Friday, June 11, 2010

The Bunny Messenger

This morning I walked into the sun room to spot a rabbit under the bird feeder. Willoughby the cat has never seen a rabbit, so knowing this would be a particularly compelling development to her Friday morning ritual, I bent down slowly and scooped her up so she could see it, the rabbit eyeing us the whole time. I was amazed at how long its front legs were -- long and graceful -- and how even though we were separated by a wall of screen and glass, I could see its little heart pounding against its chest. It took a moment for Willoughby's eyes to lock on the subject of my fascination, but I could tell the moment it happened -- her tail began to swish violently as she spotted this: her first rabbit. 

After a while, the rabbit got used to us, and we to it, and I put Willy gently down on the floor so she could stare on ground level, and soon the rabbit had relaxed enough to stretch out, lying so prone under the myrtle that I wondered if it couldn't be injured. I was plotting how I might best approach it to get it into a carrier to take to the vet when I realized, no! It was just... hanging out. I couldn't help but wonder: surely something special must happen when you get to begin your day by spotting a rabbit! 

And sure enough, I logged into my email this morning to find this lovely, lovely quote from author Sharman Apt Russell, author of a thought-provoking, explorative book on pantheism: 

“Do fairies exist?

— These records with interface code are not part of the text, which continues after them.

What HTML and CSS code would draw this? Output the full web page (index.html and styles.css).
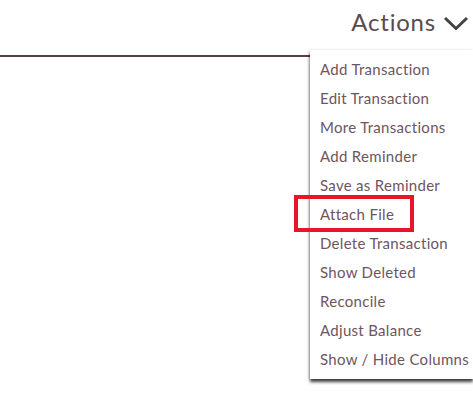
FILE: index.html
```html
<!DOCTYPE html>
<html>
<head>
<meta charset="utf-8">
<link rel="stylesheet" href="styles.css">
</head>
<body>
<div class="page">
  <header class="topbar">
    <button class="actions-btn">
      <span class="actions-label">Actions</span>
      <svg class="chevron" width="26" height="15" viewBox="0 0 26 15"><path d="M2 2 L13 12.5 L24 2" fill="none" stroke="#444" stroke-width="3"/></svg>
    </button>
  </header>
  <ul class="menu">
    <li>Add Transaction</li>
    <li>Edit Transaction</li>
    <li>More Transactions</li>
    <li>Add Reminder</li>
    <li>Save as Reminder</li>
    <li class="highlight">Attach File</li>
    <li>Delete Transaction</li>
    <li>Show Deleted</li>
    <li>Reconcile</li>
    <li>Adjust Balance</li>
    <li>Show / Hide Columns</li>
  </ul>
</div>
</body>
</html>
```
FILE: styles.css
```css
html, body {
  margin: 0;
  padding: 0;
  background: #fff;
}
.page {
  position: relative;
  width: 473px;
  height: 398px;
  overflow: hidden;
  font-family: Lato, "Open Sans", sans-serif;
}
.topbar {
  height: 55px;
  border-bottom: 2px solid #5b3b48;
  display: flex;
  justify-content: flex-end;
  align-items: flex-start;
}
.actions-btn {
  display: flex;
  align-items: center;
  gap: 7px;
  background: none;
  border: 0;
  padding: 6px 4px 0 0;
  font-family: inherit;
  cursor: pointer;
}
.actions-label {
  font-size: 24px;
  color: #5a4a50;
  line-height: 32px;
  letter-spacing: 0.8px;
}
.chevron {
  display: block;
  margin-top: 2px;
}
.menu {
  position: absolute;
  top: 50px;
  left: 310px;
  right: 0;
  margin: 0;
  padding: 5px 0;
  list-style: none;
  background: #fff;
  box-shadow: -1px 0 3px rgba(0,0,0,0.12), 0 3px 3px rgba(0,0,0,0.75);
}
.menu li {
  position: relative;
  height: 29px;
  line-height: 29px;
  padding-left: 10px;
  font-size: 15px;
  letter-spacing: 0.3px;
  color: #6e5560;
  white-space: nowrap;
}
.menu li.highlight::after {
  content: "";
  position: absolute;
  left: -16px;
  top: -5px;
  width: 112px;
  height: 29px;
  border: 4px solid #e8142a;
}
```
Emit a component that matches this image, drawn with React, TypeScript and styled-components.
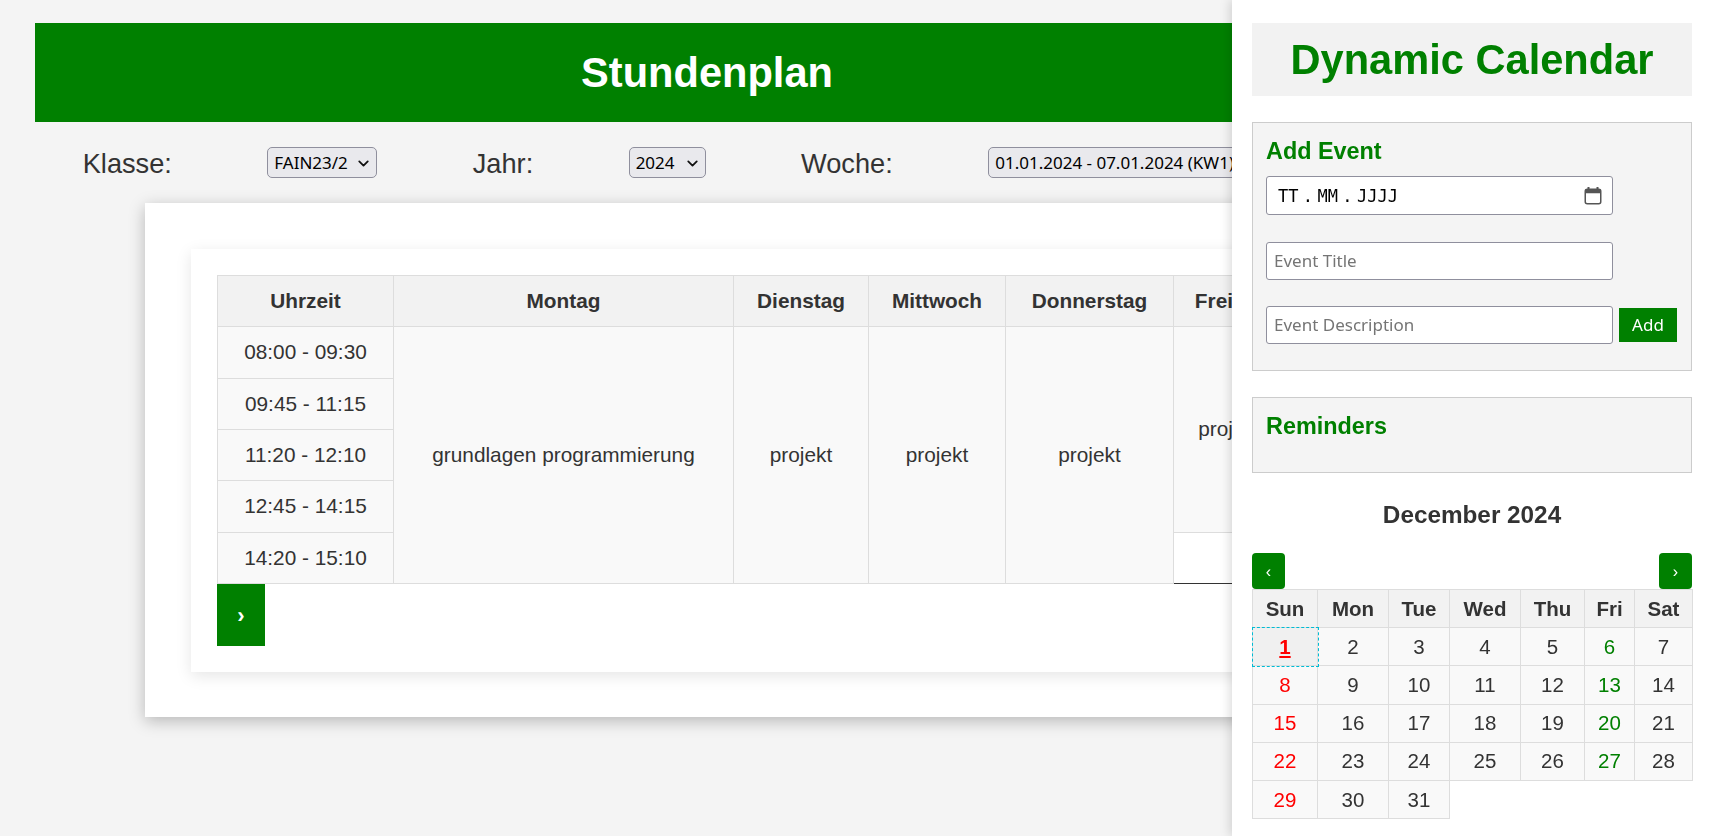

There is a certain innocence in the belief that they do and a certain magic in that innocence. With considerable humor and flair, Signe Pike asks us to return to the awe and innocence we knew as children. It's a worthwhile journey.”
 —Sharman Apt Russell, author of Standing in the Light: My Life as a Pantheist

So on this muggy summer friday, I might not have been thinking on this stuff when I rolled out of bed, but I have a lot to be thankful for. A long-limbed brown rabbit, a sweetly curious black kitten, the way wilderness sneaks into our lives, if we only take the time to notice it, and the encouragement of another writer, perhaps the greatest gift of all. 

I hope everyone can find many moments to be grateful for this weekend!